The church over in Laodicea met in the home of Nymphas. Some Bibles translate the name in a feminine form, Nympha; thus we cannot be certain if this was a man or a woman.

The church initially met daily in the Temple at Jerusalem and in private homes. As Christianity spread, the Gospel was preached in synagogue meetings and in private homes. If a building was available, it was rented or utilized – like the school of Tyrannus in Acts 19. About the third century, when Christianity ceased being officially persecuted by the government, the church started meeting more conveniently in buildings.

Today there is a home-church movement that is antagonistic to buildings and owning property. Hey, I’m OK with home churches, until they get legalistic and say it is the only way to meet.

The “epistle from Laodicea” is most likely the letter we call Ephesians. It was meant to be read in all the churches and just happened to be at Laodicea at the time.

What we learn is that all the letters to any of the churches were for every assembly of God’s people.

“Read” means read aloud.
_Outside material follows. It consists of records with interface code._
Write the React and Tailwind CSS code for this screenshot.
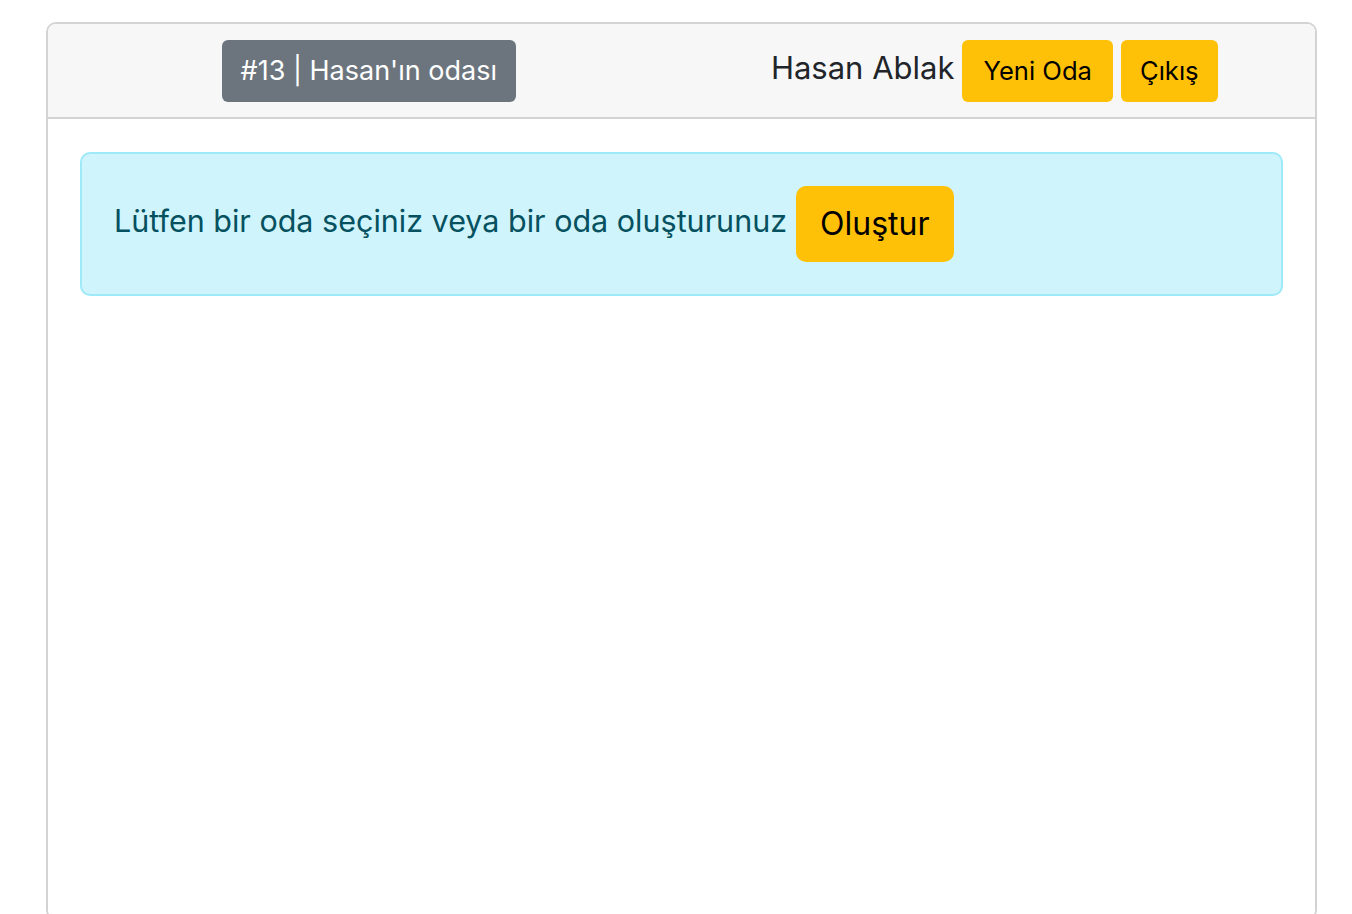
export default function App() {
  return (
    <div className="min-h-[914px] bg-white" style={{ fontFamily: "Inter, 'Noto Sans', sans-serif" }}>
      <div className="pt-[22px] pl-[46px]">
        <div className="w-[1271px] h-[898px] border-2 border-[#d3d3d3] rounded-[10px] overflow-hidden flex flex-col">
          <div className="h-[95px] bg-[#f7f7f7] border-b-2 border-[#d3d3d3] grid grid-cols-2 items-center">
            <div className="flex justify-center pl-[8px]">
              <button className="h-[62px] px-[19px] rounded-[6px] bg-[#6c757d] text-white text-[27px] leading-none">
                #13 | Hasan'ın odası
              </button>
            </div>
            <div className="flex justify-center items-center gap-[8px] pr-[8px]">
              <span className="text-[#212529] text-[31px] leading-none -mt-[6px]">Hasan Ablak</span>
              <button className="h-[62px] px-[21px] rounded-[6px] bg-[#ffc107] text-black text-[25.6px] leading-none">
                Yeni Oda
              </button>
              <button className="h-[62px] px-[19px] rounded-[6px] bg-[#ffc107] text-black text-[25.6px] leading-none">
                Çıkış
              </button>
            </div>
          </div>
          <div className="p-[32px] pt-[33px] bg-white flex-1">
            <div className="border-2 border-[#9eeaf9] bg-[#cff4fc] rounded-[10px] p-[32px] flex items-center gap-[9px]">
              <span className="text-[#055160] text-[30.5px] leading-none -mt-[6px]">
                Lütfen bir oda seçiniz veya bir oda oluşturunuz
              </span>
              <button className="h-[76px] px-[24px] rounded-[10px] bg-[#ffc107] text-black text-[32px] leading-none">
                Oluştur
              </button>
            </div>
          </div>
        </div>
      </div>
    </div>
  );
}
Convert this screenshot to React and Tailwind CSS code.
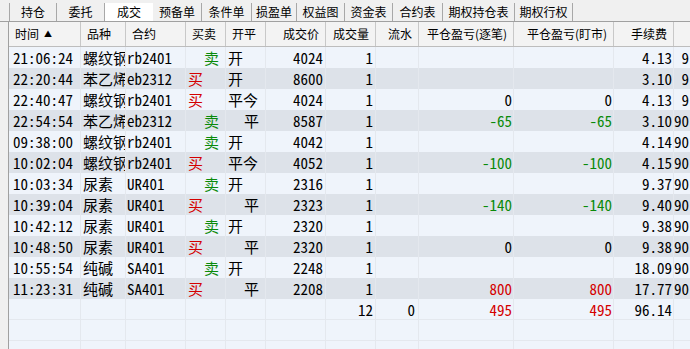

Another clue that we’re talking about the church, gathered together.

Colossians 4:17 And say to Archippus, “Take heed to the ministry which you have received in the Lord, that you may fulfill it.”

Archippus was most likely Philemon’s son and the current pastor of the church at Colossae.

Colossians 4:18 This salutation by my own hand – Paul. Remember my chains. Grace be with you. Amen.

It’s believed by scholars that Paul dictated his letters to a secretary called an amaneusis. He would always sign them to verify authenticity.

“Remember my chains.” How do you read that? I see Paul reminding them of the joy of sacrifice and suffering for the sake of Jesus.

“Grace be with you” is more than a quick end to the letter. It is a reminder that having begun in grace we must continue the Christian life by God’s grace.

“Amen.” So ended the sermon that day in Colossae.

I’ll end our time with a boiler room quote from Spurgeon:

Brethren, we shall never see much change for the better in our churches in general till the prayer meeting occupies a higher place in the esteem of Christians.